__TASK BRIEF__. Can you write out every line from the start of the records below through the line containing "FaSearch, FaCaretDown, FaCaretUp", leaving out any pictures?

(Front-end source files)
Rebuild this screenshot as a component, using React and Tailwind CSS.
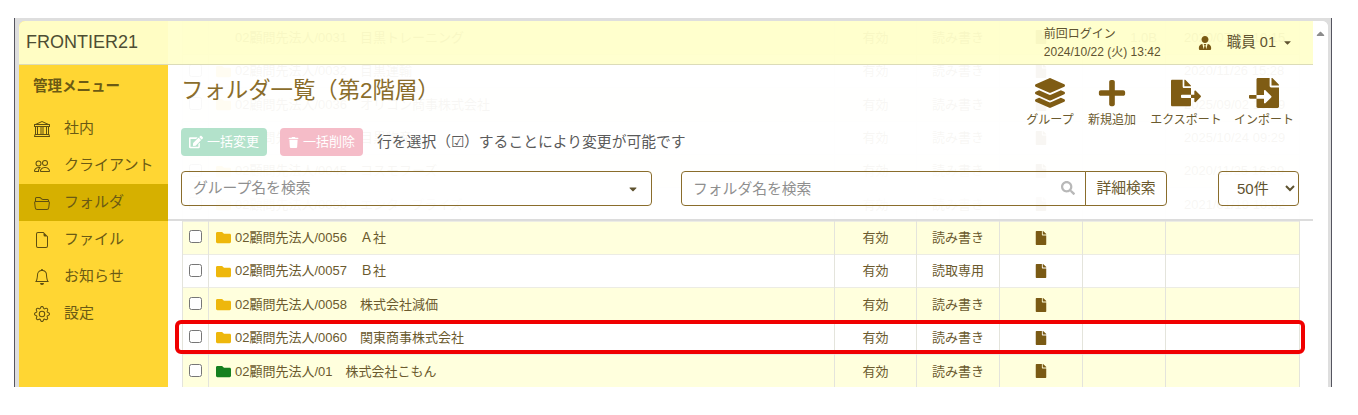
import { BsBank, BsPeople, BsFolder2Open, BsFileEarmark, BsBell, BsGear } from 'react-icons/bs'
import { FaLayerGroup, FaPlus, FaFileExport, FaFileImport, FaUserTie, FaFolder, FaFile, FaEdit, FaTrash, FaSearch, FaCaretDown, FaCaretUp } from 'react-icons/fa'

const menu = [
  { label: '社内', Icon: BsBank },
  { label: 'クライアント', Icon: BsPeople },
  { label: 'フォルダ', Icon: BsFolder2Open, active: true },
  { label: 'ファイル', Icon: BsFileEarmark },
  { label: 'お知らせ', Icon: BsBell },
  { label: '設定', Icon: BsGear },
]

const tools = [
  { label: 'グループ', Icon: FaLayerGroup, cls: 'w-[62px]' },
  { label: '新規追加', Icon: FaPlus, cls: 'w-[62px]' },
  { label: 'エクスポート', Icon: FaFileExport, cls: 'w-[86px]' },
  { label: 'インポート', Icon: FaFileImport, cls: 'w-[70px]' },
]

const rows = [
  { name: '02顧問先法人/0031　目黒トレーニング', access: '読み書き', size: '1.0B', date: '2020/07/28 10:15' },
  { name: '02顧問先法人/0032　目黒運輸', access: '読み書き', date: '2020/11/26 15:28' },
  { name: '02顧問先法人/0036　オリコン商事株式会社', access: '読み書き', date: '2025/09/02 10:19' },
  { name: '02顧問先法人/0040　目黒物産', access: '読み書き', date: '2025/10/24 09:29' },
  { name: '02顧問先法人/0045　コスモフーズ', access: '読み書き', date: '2020/11/25 16:29' },
  { name: '02顧問先法人/0050　エンタープライズ', access: '読み書き', date: '2021/01/19 10:02' },
  { name: '02顧問先法人/0056　Ａ社', access: '読み書き' },
  { name: '02顧問先法人/0057　Ｂ社', access: '読取専用' },
  { name: '02顧問先法人/0058　株式会社減価', access: '読み書き' },
  { name: '02顧問先法人/0060　関東商事株式会社', access: '読み書き' },
  { name: '02顧問先法人/01　株式会社こもん', access: '読み書き', green: true },
]

export default function App() {
  return (
    <div className="h-[415px] bg-white pt-[18px] pl-[14px] font-['Liberation_Sans','Noto_Sans_CJK_JP',sans-serif] text-[#6b5a2e]">
      <div className="w-[1318px] h-[369px] border-x border-[#55555f] bg-[#dedede] pt-[3px] pl-[4px] pr-[3px]">
        <div className="relative flex h-full overflow-hidden rounded-t-md bg-white">
          {/* Top bar lies over the scrolling table */}
          <header className="absolute top-0 left-0 right-[15px] z-20 h-[44px] flex items-center bg-[#ffffcc]/95 border-b border-[#dcdcb8] pl-[7px]">
            <span className="text-[18px] text-[#4d4d33]">FRONTIER21</span>
            <div className="ml-auto w-[154px] text-[12px] leading-[18px] text-[#5f5330]">
              <div>前回ログイン</div>
              <div>2024/10/22 (火) 13:42</div>
            </div>
            <FaUserTie className="text-[#7a5a14]" size={14} />
            <span className="ml-[15px] text-[14.5px] text-[#5f5330]">職員 01</span>
            <FaCaretDown className="ml-[6px] mr-[20px] text-[#5f5330]" size={11} />
          </header>

          <aside className="shrink-0 w-[149px] bg-[#ffd633] pt-[44px]">
            <div className="pl-[14px] pt-[11px] h-[45px] text-[14.5px] font-bold text-[#6b5a14]">管理メニュー</div>
            <nav className="flex flex-col">
              {menu.map(({ label, Icon, active }) => (
                <div
                  key={label}
                  className={`flex items-center h-[37px] pl-[15px] gap-[14px] text-[15px] text-[#6b5a14] ${active ? 'bg-[#d6b000]' : ''}`}
                >
                  <Icon size={16} className="text-[#5f4f10] shrink-0" />
                  <span>{label}</span>
                </div>
              ))}
            </nav>
          </aside>

          <main className="relative flex-1 min-w-0">
            <table className="ml-[14px] w-[1118px] table-fixed border-collapse text-[13px]">
              <colgroup>
                <col className="w-[26px]" />
                <col className="w-[626px]" />
                <col className="w-[82px]" />
                <col className="w-[83px]" />
                <col className="w-[83px]" />
                <col className="w-[83px]" />
                <col />
              </colgroup>
              <tbody>
                {rows.map((r, i) => (
                  <tr key={r.name} className={`h-[33.36px] border-b border-[#ecece4] ${i % 2 === 0 ? 'bg-[#ffffdd]' : 'bg-white'}`}>
                    <td className="border-x border-[#e4e4dc] text-center">
                      <input type="checkbox" className={`block mx-auto w-[13px] h-[13px] -translate-y-px ${i === 0 ? 'invisible' : ''}`} readOnly />
                    </td>
                    <td className="border-r border-[#e4e4dc] pl-[7px]">
                      <div className="flex items-center gap-[4px] whitespace-nowrap">
                        <FaFolder size={15} className={`${r.green ? 'text-[#15801f]' : 'text-[#eeb70c]'} ${i === 0 ? 'invisible' : ''}`} />
                        <span>{r.name}</span>
                      </div>
                    </td>
                    <td className="border-r border-[#e4e4dc] text-center">有効</td>
                    <td className="border-r border-[#e4e4dc] text-center">{r.access}</td>
                    <td className="border-r border-[#e4e4dc]">
                      <FaFile size={14} className="mx-auto text-[#7a5a14]" />
                    </td>
                    <td className="border-r border-[#e4e4dc] text-right pr-[8px]">{r.size}</td>
                    <td className="border-r border-[#e4e4dc] pl-[18px] whitespace-nowrap">{r.date}</td>
                  </tr>
                ))}
              </tbody>
            </table>

            {/* Fixed page head, translucent over the rows that have scrolled under it */}
            <section className="absolute top-[44px] left-0 right-[15px] h-[156px] z-10 bg-white/95 border-b-2 border-[#dcdcdc] pl-[13px] pr-[14px]">
              <div className="flex h-[63px]">
                <h1 className="pt-[11px] text-[22.4px] leading-[30px] text-[#8a6d2c]">フォルダ一覧（第2階層）</h1>
                <div className="ml-auto flex items-start pt-[13px]">
                  {tools.map(({ label, Icon, cls }) => (
                    <div key={label} className={`flex flex-col items-center ${cls}`}>
                      <Icon size={30} className="text-[#7f5c14]" />
                      <span className="mt-[4px] text-[12px] leading-[16px] whitespace-nowrap">{label}</span>
                    </div>
                  ))}
                </div>
              </div>
              <div className="flex items-center h-[28px]">
                <button className="flex items-center gap-[4px] w-[86px] h-[28px] justify-center rounded bg-[#b3e2cb] text-white text-[13px]">
                  <FaEdit size={14} />一括変更
                </button>
                <button className="ml-[13px] flex items-center gap-[4px] w-[83px] h-[28px] justify-center rounded bg-[#f5bcc8] text-white text-[13px]">
                  <FaTrash size={11} />一括削除
                </button>
                <span className="ml-[14px] text-[14.8px] text-[#5a5a5a]">行を選択（☑）することにより変更が可能です</span>
              </div>
              <div className="flex items-center mt-[15px] h-[35px]">
                <div className="flex items-center w-[471px] h-full rounded border border-[#8a6d2c] bg-white/60 pl-[11px] pr-[12px] text-[14.8px] text-[#8f8f8f]">
                  <span>グループ名を検索</span>
                  <FaCaretDown size={12} className="ml-auto text-[#5f5330]" />
                </div>
                <div className="relative ml-[29px] w-[405px] h-full">
                  <input
                    placeholder="フォルダ名を検索"
                    className="w-full h-full rounded-l border border-[#8a6d2c] bg-white/60 pl-[11px] pr-[30px] text-[14.8px] placeholder:text-[#8f8f8f] outline-none"
                  />
                  <FaSearch size={14} className="absolute right-[11px] top-[10px] text-[#b8b8b8]" />
                </div>
                <button className="w-[82px] h-full -ml-px rounded-r border border-[#8a6d2c] bg-white/60 text-[14.8px] text-[#6b5a2e]">詳細検索</button>
                <select className="ml-auto w-[81px] h-full rounded border border-[#8a6d2c] bg-white/60 pl-[14px] text-[15px] text-[#5f5330] outline-none">
                  <option>50件</option>
                </select>
              </div>
            </section>

            <div className="absolute top-0 right-0 bottom-0 w-[15px] z-10 bg-white flex justify-center pt-[6px]">
              <FaCaretUp size={13} className="text-[#8c8c8c]" />
            </div>

            {/* Annotation box round the fourth visible row */}
            <div className="absolute left-[7px] top-[299px] w-[1130px] h-[34px] z-30 rounded-md border-4 border-[#f00000]" />
          </main>
        </div>
      </div>
    </div>
  )
}
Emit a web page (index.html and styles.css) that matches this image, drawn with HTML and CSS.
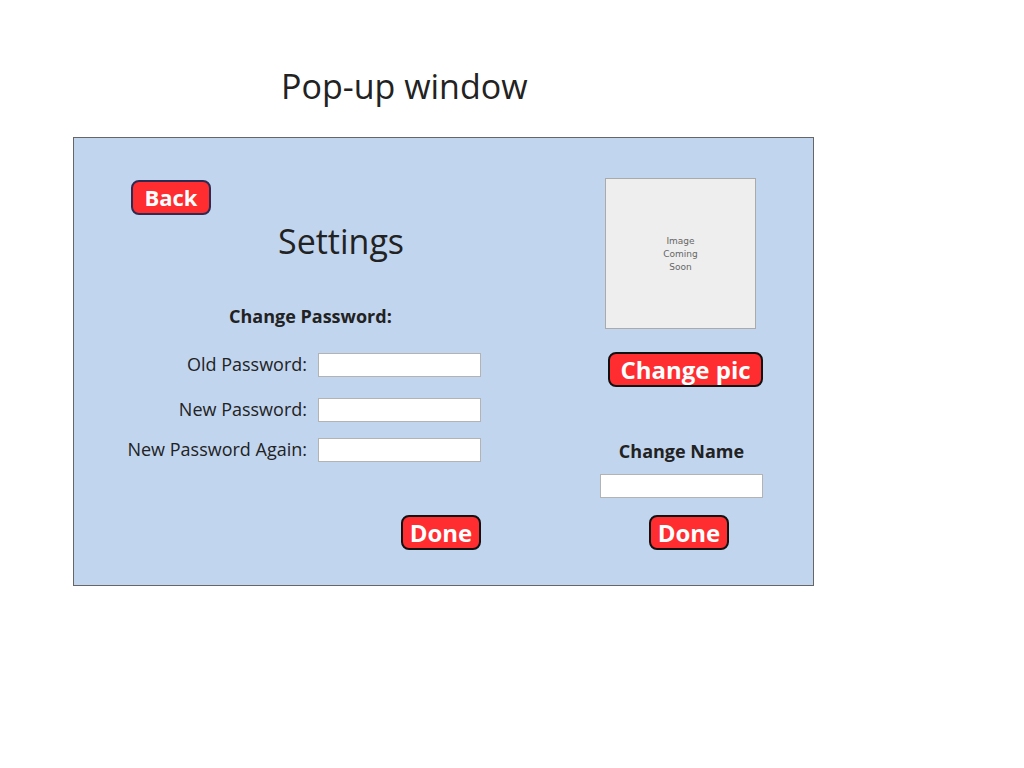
FILE: index.html
```html
<!DOCTYPE html>
<html>
<head>
<meta charset="utf-8">
<title>Pop-up window</title>
<link rel="stylesheet" href="styles.css">
</head>
<body>
<div class="page">
  <h1 class="page-title">Pop-up window</h1>
  <div class="popup">
    <div class="col-left">
      <button class="btn btn-back">Back</button>
      <h2 class="settings-title">Settings</h2>
      <div class="section-label pw-label">Change Password:</div>
      <div class="form">
        <div class="form-row row1">
          <label class="field-label">Old Password:</label>
          <input class="field" type="text">
        </div>
        <div class="form-row row2">
          <label class="field-label">New Password:</label>
          <input class="field" type="text">
        </div>
        <div class="form-row row3">
          <label class="field-label">New Password Again:</label>
          <input class="field" type="text">
        </div>
      </div>
      <button class="btn btn-done done-left">Done</button>
    </div>
    <div class="col-right">
      <div class="image-box"><span>Image<br>Coming<br>Soon</span></div>
      <button class="btn btn-pic">Change pic</button>
      <div class="section-label name-label">Change Name</div>
      <input class="field name-field" type="text">
      <button class="btn btn-done done-right">Done</button>
    </div>
  </div>
</div>
</body>
</html>
```
FILE: styles.css
```css
* { box-sizing: border-box; }
html, body { margin: 0; padding: 0; background: #fff; }
body {
  font-family: "Open Sans", "Liberation Sans", sans-serif;
  color: #222;
}
.page {
  padding-left: 73px;
  padding-top: 66px;
}
.page-title {
  margin: 0 0 31px 208px;
  font-size: 34px;
  font-weight: 400;
  line-height: 40px;
  color: #222;
}
.popup {
  width: 741px;
  height: 449px;
  background: #c1d5ef;
  border: 1px solid #666;
  display: flex;
}
.col-left {
  width: 526px;
  display: flex;
  flex-direction: column;
  align-items: flex-start;
}
.col-right {
  width: 163px;
  display: flex;
  flex-direction: column;
  align-items: flex-start;
}
.btn {
  font-family: "Open Sans", "Liberation Sans", sans-serif;
  font-weight: 700;
  color: #fff;
  background: #ff2d30;
  border: 2px solid #111;
  border-radius: 8px;
  padding: 0;
  height: 35px;
  line-height: 29px;
  font-size: 24px;
  text-align: center;
}
.btn-back {
  margin: 42px 0 0 57px;
  width: 80px;
  font-size: 22px;
  border-color: #2e2a50;
}
.settings-title {
  margin: 6px 0 0 204px;
  font-size: 34px;
  font-weight: 400;
  line-height: 40px;
  color: #222;
}
.section-label {
  font-size: 18px;
  font-weight: 700;
  line-height: 24px;
  color: #222;
}
.pw-label {
  margin: 43px 0 0 155px;
}
.form {
  display: flex;
  flex-direction: column;
}
.form-row {
  display: flex;
  align-items: center;
  gap: 11px;
}
.row1 { margin-top: 25px; }
.row2 { margin-top: 21px; }
.row3 { margin-top: 16px; }
.field-label {
  width: 233px;
  text-align: right;
  font-size: 18px;
  line-height: 22px;
  padding-bottom: 2px;
  color: #222;
}
.field {
  width: 163px;
  height: 24px;
  border: 1px solid #b3b3b3;
  background: #fff;
  margin: 0;
  padding: 0;
}
.btn-done {
  width: 80px;
}
.done-left {
  margin: 53px 0 0 327px;
}
.image-box {
  margin: 40px 0 0 5px;
  width: 151px;
  height: 151px;
  background: #eeeeee;
  border: 1px solid #aaaaaa;
  display: flex;
  align-items: center;
  justify-content: center;
  text-align: center;
  padding-top: 1px;
  font-family: "DejaVu Sans", Verdana, sans-serif;
  font-size: 9px;
  line-height: 13px;
  color: #666;
}
.btn-pic {
  margin: 23px 0 0 8px;
  width: 155px;
}
.name-label {
  margin-top: 52px;
  align-self: center;
}
.name-field {
  margin-top: 11px;
}
.done-right {
  margin: 17px 0 0 49px;
}
```
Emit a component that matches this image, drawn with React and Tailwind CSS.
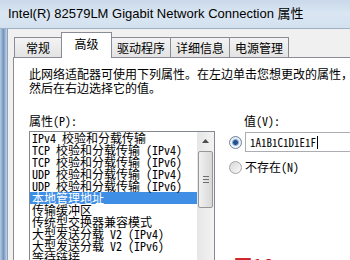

__RESPONSE BELOW__.
Rebuild this screenshot as a component, using React and Tailwind CSS.
import { BsBank, BsPeople, BsFolder2Open, BsFileEarmark, BsBell, BsGear } from 'react-icons/bs'
import { FaLayerGroup, FaPlus, FaFileExport, FaFileImport, FaUserTie, FaFolder, FaFile, FaEdit, FaTrash, FaSearch, FaCaretDown, FaCaretUp } from 'react-icons/fa'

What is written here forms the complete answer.